• MATERIAL
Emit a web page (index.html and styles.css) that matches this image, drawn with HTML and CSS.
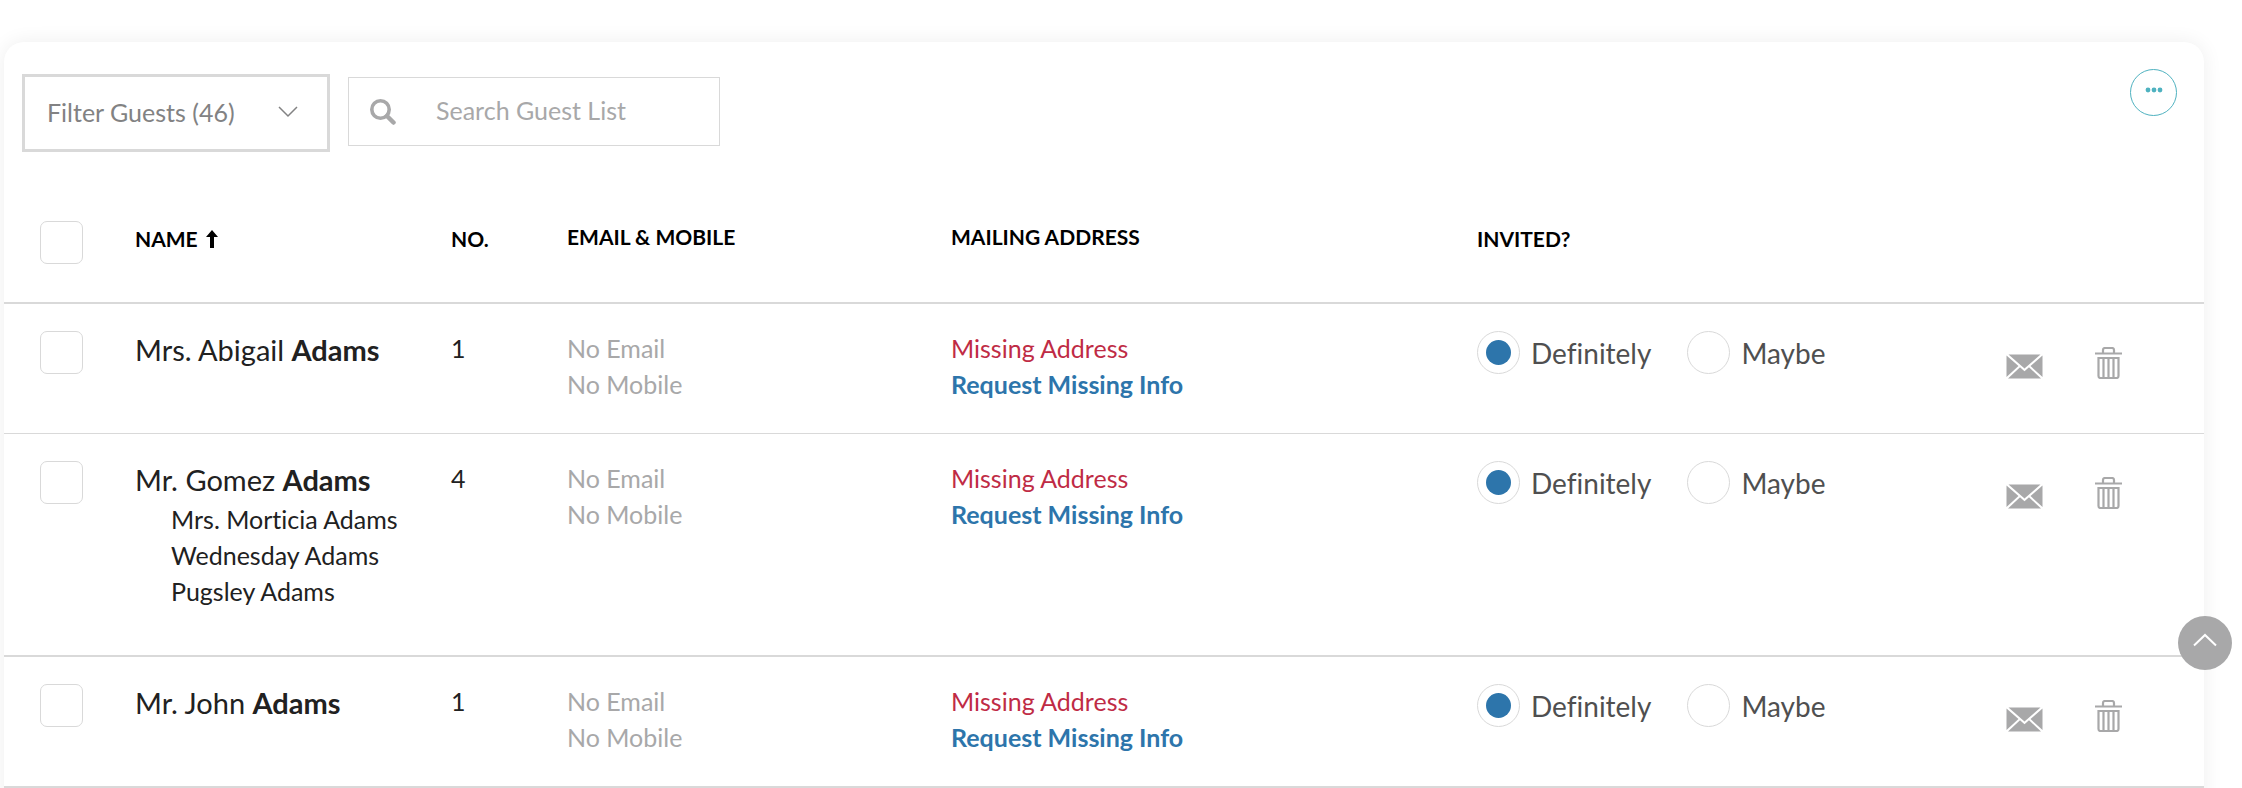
FILE: index.html
```html
<!DOCTYPE html>
<html lang="en">
<head>
    <meta charset="UTF-8">
    <meta name="viewport" content="width=device-width, initial-scale=1.0">
    <title>Guest List</title>
    <link rel="stylesheet" href="styles.css">
</head>
<body>
    <svg class="sprite" aria-hidden="true">
        <symbol id="mail" viewBox="0 0 37 25">
            <path fill="#a8a8a9" d="M2.500 0.500h32L18.500 14.500zM0.500 1.500l12 10.500L0.500 23zM36.500 1.500l-12 10.500L36.500 23zM14 13.300l4.500 4 4.500-4L35 24.500H2z"/>
        </symbol>
        <symbol id="trash" viewBox="0 0 27 32">
            <g fill="none" stroke="#a8a8a9" stroke-width="2.200">
                <path d="M0 6.500h27M8 6V3q0-2 2-2h7q2 0 2 2v3"/>
                <path d="M3.500 11h20v18q0 2-2 2h-16q-2 0-2-2zM8.500 11v19M13.500 11v19M18.500 11v19"/>
            </g>
        </symbol>
    </svg>

    <div class="page">
        <main class="card">
            <div class="toolbar">
                <div class="filter">
                    <select class="filter-select" aria-label="Filter guests">
                        <option>Filter Guests (46)</option>
                    </select>
                    <svg class="filter-arrow" width="20" height="12" viewBox="0 0 20 12"><path d="M1 1l9 9 9-9" fill="none" stroke="#828283" stroke-width="1.500"/></svg>
                </div>
                <div class="search">
                    <svg class="search-icon" width="26" height="26" viewBox="0 0 26 26"><circle cx="10.500" cy="10.500" r="8.700" fill="none" stroke="#a8a8a9" stroke-width="3.600"/><path d="M17 17l6.500 6.500" stroke="#a8a8a9" stroke-width="4.500" stroke-linecap="round"/></svg>
                    <input class="search-input" type="text" placeholder="Search Guest List" aria-label="Search guest list">
                </div>
                <button class="more" type="button" aria-label="More options">
                    <svg width="18" height="6" viewBox="0 0 18 6" fill="#4fb2c0"><circle cx="3" cy="3" r="2.400"/><circle cx="9" cy="3" r="2.400"/><circle cx="15" cy="3" r="2.400"/></svg>
                </button>
            </div>

            <table class="guests">
                <colgroup>
                    <col class="col-check">
                    <col class="col-name">
                    <col class="col-no">
                    <col class="col-email">
                    <col class="col-address">
                    <col class="col-invited">
                    <col class="col-mail">
                    <col class="col-trash">
                </colgroup>
                <thead>
                    <tr>
                        <th class="check-cell"><input class="check" type="checkbox" aria-label="Select all guests"></th>
                        <th class="sortable"><button class="sort" type="button">NAME
                            <svg width="12" height="18" viewBox="0 0 12 18"><path d="M6 0l6 7H8v11H4V7H0z"/></svg></button></th>
                        <th class="sortable"><button class="sort" type="button">NO.</button></th>
                        <th>EMAIL &amp; MOBILE</th>
                        <th>MAILING ADDRESS</th>
                        <th class="sortable"><button class="sort" type="button">INVITED?</button></th>
                        <th></th>
                        <th></th>
                    </tr>
                </thead>
                <tbody>
                    <tr class="guest-thin">
                        <td class="check-cell"><input class="check" type="checkbox" aria-label="Select Mrs. Abigail Adams"></td>
                        <td><div class="name">Mrs. Abigail <b>Adams</b></div></td>
                        <td>1</td>
                        <td class="muted">No Email<br>No Mobile</td>
                        <td><span class="missing">Missing Address</span><br><a class="request" href="#">Request Missing Info</a></td>
                        <td class="invited-cell">
                            <div class="invited">
                                <label class="choice"><input class="radio" type="radio" name="invited1" checked>Definitely</label>
                                <label class="choice"><input class="radio" type="radio" name="invited1">Maybe</label>
                            </div>
                        </td>
                        <td class="mail-cell"><button class="icon" type="button" aria-label="Send email"><svg width="37" height="25"><use href="#mail"/></svg></button></td>
                        <td class="trash-cell"><button class="icon" type="button" aria-label="Delete guest"><svg width="27" height="32"><use href="#trash"/></svg></button></td>
                    </tr>
                    <tr>
                        <td class="check-cell"><input class="check" type="checkbox" aria-label="Select Mr. Gomez Adams"></td>
                        <td>
                            <div class="name">Mr. Gomez <b>Adams</b></div>
                            <ul class="party">
                                <li>Mrs. Morticia Adams</li>
                                <li>Wednesday Adams</li>
                                <li>Pugsley Adams</li>
                            </ul>
                        </td>
                        <td>4</td>
                        <td class="muted">No Email<br>No Mobile</td>
                        <td><span class="missing">Missing Address</span><br><a class="request" href="#">Request Missing Info</a></td>
                        <td class="invited-cell">
                            <div class="invited">
                                <label class="choice"><input class="radio" type="radio" name="invited2" checked>Definitely</label>
                                <label class="choice"><input class="radio" type="radio" name="invited2">Maybe</label>
                            </div>
                        </td>
                        <td class="mail-cell"><button class="icon" type="button" aria-label="Send email"><svg width="37" height="25"><use href="#mail"/></svg></button></td>
                        <td class="trash-cell"><button class="icon" type="button" aria-label="Delete guest"><svg width="27" height="32"><use href="#trash"/></svg></button></td>
                    </tr>
                    <tr>
                        <td class="check-cell"><input class="check" type="checkbox" aria-label="Select Mr. John Adams"></td>
                        <td><div class="name">Mr. John <b>Adams</b></div></td>
                        <td>1</td>
                        <td class="muted">No Email<br>No Mobile</td>
                        <td><span class="missing">Missing Address</span><br><a class="request" href="#">Request Missing Info</a></td>
                        <td class="invited-cell">
                            <div class="invited">
                                <label class="choice"><input class="radio" type="radio" name="invited3" checked>Definitely</label>
                                <label class="choice"><input class="radio" type="radio" name="invited3">Maybe</label>
                            </div>
                        </td>
                        <td class="mail-cell"><button class="icon" type="button" aria-label="Send email"><svg width="37" height="25"><use href="#mail"/></svg></button></td>
                        <td class="trash-cell"><button class="icon" type="button" aria-label="Delete guest"><svg width="27" height="32"><use href="#trash"/></svg></button></td>
                    </tr>
                </tbody>
            </table>
        </main>
    </div>

    <button class="to-top" type="button" aria-label="Back to top">
        <svg width="24" height="14" viewBox="0 0 24 14"><path d="M1 12.500L12 2l11 10.500" fill="none" stroke="#fff" stroke-width="2"/></svg>
    </button>
</body>
</html>
```

FILE: styles.css
```css
* {
    box-sizing: border-box;
}

body {
    margin: 0;
    background: #fff;
    color: #212121;
    font-family: Lato, "Liberation Sans", sans-serif;
    font-size: 25px;
    line-height: 36px;
    font-variant-ligatures: none;
}

button, input, select {
    margin: 0;
    padding: 0;
    font: inherit;
    color: inherit;
    border: 0;
    background: none;
}

svg {
    display: block;
}

.sprite {
    position: absolute;
    width: 0;
    height: 0;
}

.page {
    height: 100vh;
    overflow: hidden;
    padding: 42px 38px 0 4px;
}

.card {
    min-height: 100vh;
    border-radius: 20px;
    background: #fff;
    box-shadow: 0 0 20px rgba(0, 0, 0, 0.07);
}

/* toolbar */
.toolbar {
    display: flex;
    align-items: flex-start;
    gap: 18px;
    padding: 32px 27px 0 18px;
}

.filter {
    position: relative;
}

.filter-select {
    display: block;
    width: 308px;
    height: 78px;
    padding: 0 22px 3px;
    appearance: none;
    border: 3px solid #d9d9d9;
    color: #828283;
}

.filter-arrow {
    position: absolute;
    top: 32px;
    right: 32px;
    pointer-events: none;
}

.search {
    display: flex;
    align-items: center;
    gap: 40px;
    width: 372px;
    height: 69px;
    margin-top: 3px;
    padding-left: 21px;
    border: 1px solid #d9d9d9;
}

.search-icon {
    flex: none;
}

.search-input {
    width: 100%;
    min-width: 0;
    height: 40px;
    padding-bottom: 4px;
}

.search-input::placeholder {
    color: #a8a8a9;
    opacity: 1;
}

.more {
    display: flex;
    justify-content: center;
    width: 47px;
    height: 47px;
    margin: -5px 0 0 auto;
    padding-top: 17px;
    border: 1px solid #4fb2c0;
    border-radius: 50%;
}

/* guest table */
.guests {
    width: 100%;
    table-layout: fixed;
    border-collapse: separate;
    border-spacing: 0;
}

.col-check { width: 131px; }
.col-name { width: 316px; }
.col-no { width: 116px; }
.col-email { width: 384px; }
.col-address { width: 526px; }
.col-mail { width: 89px; }
.col-trash { width: 109px; }

.guests th {
    height: 152px;
    padding: 67px 0 0;
    vertical-align: top;
    text-align: left;
    font-size: 21px;
    font-weight: bold;
    color: #000;
    border-bottom: 2px solid #d9d9d9;
}

.guests th.sortable,
.guests th.check-cell {
    padding-top: 69px;
}

.guests td {
    height: 131px;
    padding: 26px 0 0;
    vertical-align: top;
    border-bottom: 2px solid #d9d9d9;
}

.guests .guest-thin td {
    height: 130px;
    border-bottom-width: 1px;
}

.guests .check-cell {
    padding-left: 36px;
}

.guests td.check-cell,
.guests td.invited-cell {
    padding-top: 27px;
}

.sort {
    display: flex;
    align-items: center;
    gap: 8px;
}

.check {
    display: block;
    width: 43px;
    height: 43px;
    appearance: none;
    border: 1px solid #d9d9d9;
    border-radius: 7px;
}

.name {
    padding: 2px 0 3px;
    font-size: 29px;
}

.party {
    margin: 0;
    padding: 0 0 46px 36px;
    list-style: none;
}

.muted {
    color: #a8a8a9;
}

.missing {
    color: #bf2b45;
}

.request {
    color: #2d75ab;
    font-weight: bold;
    text-decoration: none;
}

.invited {
    display: flex;
    gap: 36px;
}

.choice {
    display: flex;
    align-items: center;
    gap: 11px;
    font-size: 28px;
    color: #4f4f50;
}

.radio {
    width: 43px;
    height: 43px;
    appearance: none;
    border: 1px solid #d9d9d9;
    border-radius: 50%;
}

.radio:checked {
    padding: 8px;
    background: #2d75ab content-box;
}

.guests .mail-cell {
    padding-top: 50px;
}

.guests .trash-cell {
    padding-top: 43px;
}

.icon {
    display: block;
}

.to-top {
    position: fixed;
    right: 10px;
    bottom: 118px;
    display: flex;
    justify-content: center;
    width: 54px;
    height: 54px;
    padding-top: 17px;
    border-radius: 50%;
    background: #a8a8a9;
}
```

• YOUR GOAL
Above is a listing; report how many of its lines include the word "index", giving the number only.

• OUTPUT OF THE EXERCISE
2